A Mad Rush

It wouldn't be long, I knew, before my posts would veer into the discomforting space of black humor, and so here we are. If today's Jeopardy question was Who decided to all die en masse at the end of 2010? my answer would be my relatives.

Seriously, though—This one we saw coming. At my grandfather's funeral a few weeks ago (he was the first to die this December, followed by my grandmother), everyone took notice of the absence of a certain family member, that is, my crazy Great Aunt Theresa. Of course, it's terrible to call someone crazy, even if she was. Perhaps it would be better to call her reclusive Aunt Theresa. Or paranoid Aunt Theresa, since she would never answer the door of her rowhouse in Baltimore City, and it often took the fire department or some other taxpayer-funded solution to get into her house. She lived with my Great Aunt Julie, who died on the glider in the back yard of said rowhouse more than twenty years ago. (It took Great Aunt Theresa, who lived in the same freaking house, two days to discover her. Now that's reclusive and paranoid and crazy.)
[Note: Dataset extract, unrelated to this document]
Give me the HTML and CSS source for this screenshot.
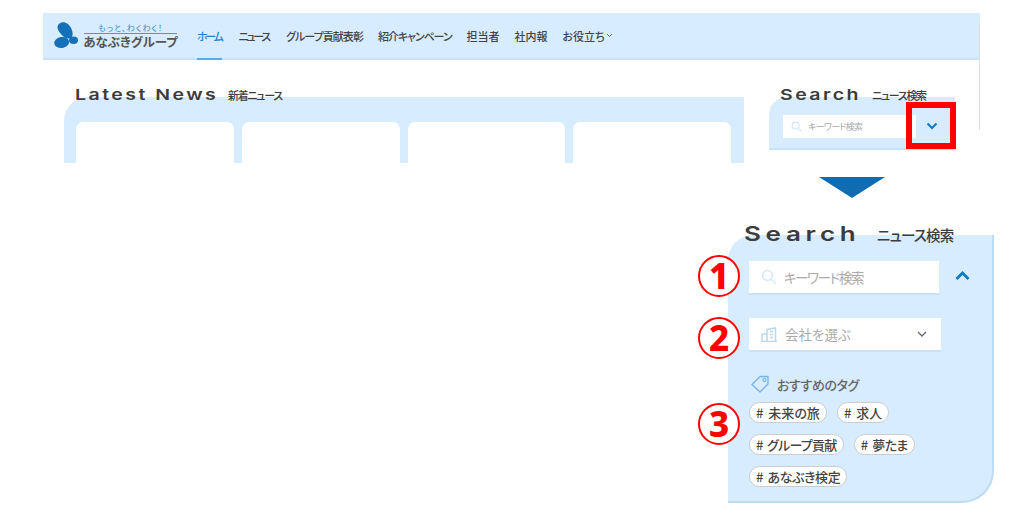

Anyway, various relatives in my family have been unofficially charged with keeping an eye on her over the years, to do odd jobs, to bring her to weddings and funerals, and yes, to make sure she was alive. She kept odd hours, going to bed at 3 in the morning and getting up at 4. You could only call at these times or, if it were Sunday, go to the Burger King on Eastern Avenue, because that's where she went on Sundays. But even if you went during the right time or to the right place, you were not always assured of finding her. My cousin, who lived a few blocks over, once had the aforementioned fire department take a ladder up to her window, at which time Theresa opened it and let loose a string of expletives that would make Richard Pryor blush.

But still, when she wasn't at my grandfather's funeral, we blamed it on the relatives shuffle. The old stalwart keepers of Theresa were older or had died, and everyone assumed somebody else would get in touch. It didn't help that she dressed and smelled like a homeless person, so I sure that was more the reason for passing the dutchie on Aunt Theresa.

But something one of my cousins said during the funeral luncheon for my grandfather raised a red flag for me—that Theresa hadn't called him for help to get her heating assistance credit from the city this year. Apparently it wasn't a red flag for him, because no one decided to check on Aunt Theresa until yesterday, a full two weeks after the funeral. Add two weeks to whatever poor Aunt Theresa's time of death was (in a kneeling position by her bed), and, well, you get the picture. Color me surprised.

None of this should really be funny. After all, reclusive or not, Theresa was a sweet woman. She did spend some time in institutions (apparently the result of a bad breakup), but, really, most of the "-ski" side of my family is a few fries short of a Happy Meal. She'd send my brother and me ten dollars each year for our birthday, which she clearly couldn't afford (and we, now a few years' shy of 40, really didn't need). It always came around Christmas, even though our birthdays are in May. I always sent her a thank you card with my phone number, knowing perhaps she would never call. And I did pledge, after the funeral, to try and check on her, although I never did. But I thought about her often, often enough to write a story about her once, and now the rest of the family is frightened of what I will write about them.

They say people die in threes, and the Michalsi-Wysocki clan has hit the trifecta for 2010. Let's hope not every month is like this one, where, instead of a mad rush to the mall, my family made a mad rush to the grave.